The common early “repair” for the rootkit-damaged computers was to reinstall Windows. This is a hair-raising task even for those rare few of us who try to maintain proper and timely computer backups – a process that Microsoft’s security upgrades in turn frequently break! And the need to reinstall Windows often becomes the motivating factor for one to throw away one’s computer and start afresh. Worse, to those 99 percent of Windows users who do not maintain proper backups and who store their work at Microsoft’s default locations, reinstalling Windows may well mean losing months or years of their work. And all because customers purchased and listened to a Sony CD on their computer?!
James L. Adcock
Bellevue, WA
An Opportunity?
One of the most interesting things about technology is the surprising ways that its various fields influence each other.
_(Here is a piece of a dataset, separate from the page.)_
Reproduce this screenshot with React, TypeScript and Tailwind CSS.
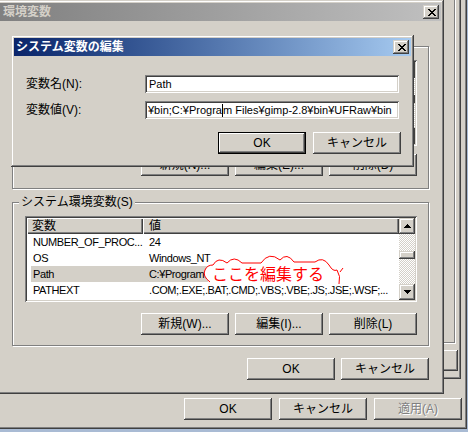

I was reading the May/June 2006 issue, and a missed opportunity struck me as I finished reading the “Forward” piece on GE’s work to drive the hydrogen economy by delivering “a potentially inexpensive, mass-manufacturable version of the technology” for electrolysis of water (“Hydrogen on the Cheap”), and then flipped a few pages further to find a “Notebook” essay by Professor Schrock regarding his work on producing ammonia (“Nitrogen Fix”). He writes, “In the presence of protons and electrons in a nonaqueous medium, dinitrogen is reduced to ammonia with an efficiency in electrons of around 65 percent; the remaining electrons are used to make dihydrogen, which is in this context a wasteful and undesirable product.” I’m thinking the scientists at GE would find this of great interest; dihydrogen is exactly what they’re striving to make. While I’m sure there are difficulties (of, say, transportation and logistics) in using the waste stream from Professor Schrock’s work, an industrially viable process to make both ammonia and hydrogen sounds like a winner to me.
Jeff Goldberg
Framingham, MA
Clarification
In the May/June 2006 article “Nanocrystal Displays,” Jonathan Steckel was identified as one of the key researchers behind the technology of the featured company, QD Vision. He is also one of the company’s founders.